Muhtemel bir çözüm sonrası gerek su, gerekse Ercan ihalelerini ve çözüme ulaşıncaya dek özelleştirmelerle Kıbrıs’ın kuzeyinde ihale alan tüm şirketlerin avantaj sağlamasının hedeflendiğini  ileri süren İzcan, “Görünen odur ki yeni ekonomik paket birçok özelleştirmeyi içermektedir.  Bu özelleştirme ihalelerinin sonucunda  Türkiye’deki AKP yanlısı başka şirketler de bu ihaleleri alacaktır. Kısacası aşama aşama, parsel parsel  Türkiye’deki büyük şirketler ülkemizi ele geçirecektir. Çözüm sonrası  bu şirketler kendilerine avantaj sağlamaya çalışmaktadır. Bizler  için önemli olan  gelecekte bu durumdan  olumsuz etkileneceğimizdir” dedi.
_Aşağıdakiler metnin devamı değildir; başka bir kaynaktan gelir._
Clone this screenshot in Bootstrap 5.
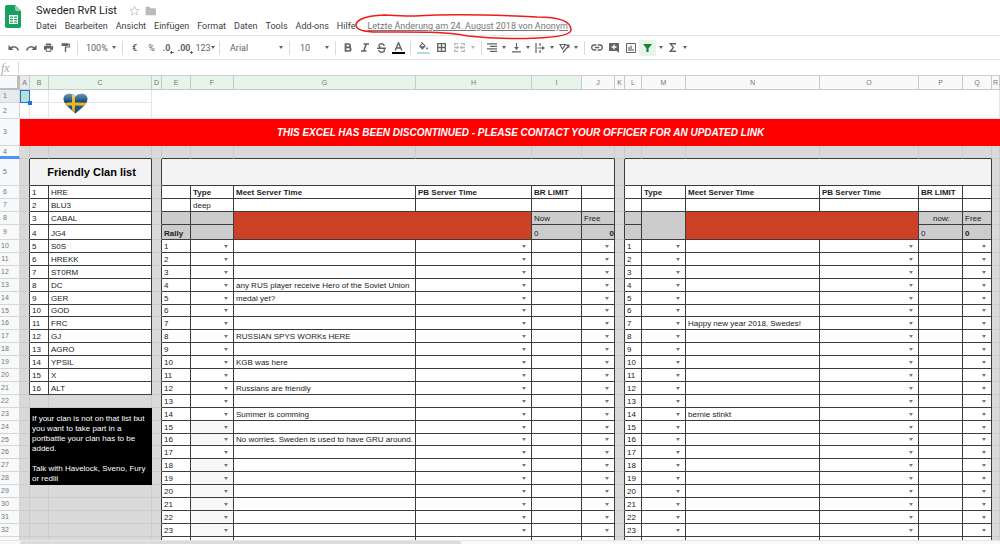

BKP Genel Başkanı İzzet İzcan, çok uluslu tekellerin günümüz  neo-liberal sisteminde öncelikle kâr, daha fazla kâr peşinde olduğunu savunarak, “Ülkenin tüm stratejik kaynaklarını onlara devrederek, insansız, topraksız bir vatan, başka bir ülke tarafından yönetilen bir yer olma tehlikesi ile karşı karşıyayız” dedi.

Birleşik Kıbrıs Partisi olarak  halka  ait kamu kurum ve kuruluşlarının, ülke kaynaklarının özelleştirilmesine karşı olduklarını belirten İzcan, önemli olanın Kıbrıs Türk insanının menfaat ve çıkarlarının korunması olduğunu vurguladı.

Bugüne kadar gerçekleşen özelleştirmelerle Kıbrıslı Türklerin menfaat ve çıkarlarının korunmadığını, tam aksine sahip olduğu değerleri kaybetmelerine neden olduğunu ifade eden İzcan, “ Biz ülkemizin parsel parsel AKP yanlısı şirketlere peşkeş çekilmesinin karşısında bu güne kadar kararlıkla mücadele ettik, bundan sonra da mücadele etmeye devam edeceğiz.  Bizler için önemli olan ülkemizin ve halkımızın çıkar ve menfaatlerinin korunmasıdır. Birleşik Kıbrıs Partisi, imzalanan su protokolünün hayata geçirilmesini önlemek adına  sivil toplum örgütleri,  siyasi partiler ve halkımızla dayanışma içinde olmaya devam edecektir” dedi.